National Oceanic and
Atmospheric Administration
United States Department of Commerce


FY 2005

Global Ocean Data Analysis Project (GLODAP): Results and data

Sabine, C.L., R.M. Key, A. Kozyr, R.A. Feely, R. Wanninkhof, F.J. Millero, T.-H. Peng, J.L. Bullister, and K. Lee

ORNL/CDIAC-145, NDP-083, Carbon Dioxide Information Analysis Center, Oak Ridge National Laboratory, U.S. Department of Energy, Oak Ridge, TN, 110 pp. plus 6 Appendices (2005)

During the 1990s, ocean sampling expeditions were carried out as part of the World Ocean Circulation Experiment, the Joint Global Ocean Flux Study, and the Ocean Atmosphere Carbon Exchange Study. Most of the cruises included various inorganic carbon species among the suite of routinely measured parameters. Both during and after the field work, a group of U.S. scientists collaborated to synthesize the data into easily usable and readily available products. This collaboration is known as the Global Ocean Data Analysis Project (GLODAP).

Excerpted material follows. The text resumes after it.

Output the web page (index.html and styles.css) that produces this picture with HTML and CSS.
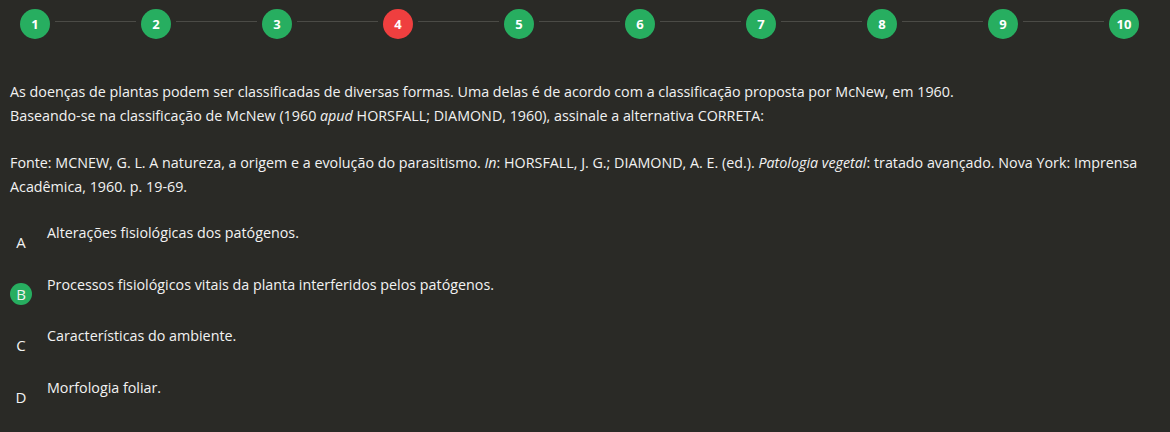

Both measured results and calculated quantities were merged into common-format data sets, segregated by ocean. The carbon data were subjected to rigorous secondary quality control procedures, beyond those typically performed on individual cruise data, to eliminate systematic biases in the basin-scale compilations. For comparison purposes, each ocean data set included results from a small number of high-quality historical cruises. The calibrated 1990s data were used to estimate anthropogenic CO2, potential alkalinity, chlorofluorocarbon (CFC) water mass ages, CFC partial pressure, bomb-produced radiocarbon, and natural radiocarbon. The calibrated-merged data were used to produce objectively gridded global property maps designed to match existing climatologies for temperature, salinity, oxygen, and nutrients. Both the data sets and the gridded products are available from the Carbon Dioxide Information Analysis Center (CDIAC). Here we summarize important details of the data assembly, calibration, calculations, and mapping.

The synthesis was carried out one ocean at a time, progressing from the Indian to the Pacific and ending with the Atlantic. The entire synthesis required about five years. During that period, new methods were developed and old ones modified. At the same time, the data set itself changed and expanded. Many of the GLODAP results are already published. Rather than repeat what is published, we concentrate here on summarizing important details of the data assembly and mapping. In particular, we focus on the procedural differences that evolved as the individual basin data sets were compiled and developments in the data set that have not been covered in the individual publications. Some of the GLODAP publications are attached as appendices.

The GLODAP data set described here (Gv1.1) is available free of charge as a numeric data package (NDP-83) from CDIAC. The data, and any subsequent updates, are also available through the GLODAP web site ( The GLODAP bottle data files are available in flat ASCII file data format, in Ocean Data View (ODV) format, and through the CDIAC live access server (LAS); the gridded data files are available in flat ASCII and NetCDF data file formats and through CDIAC LAS.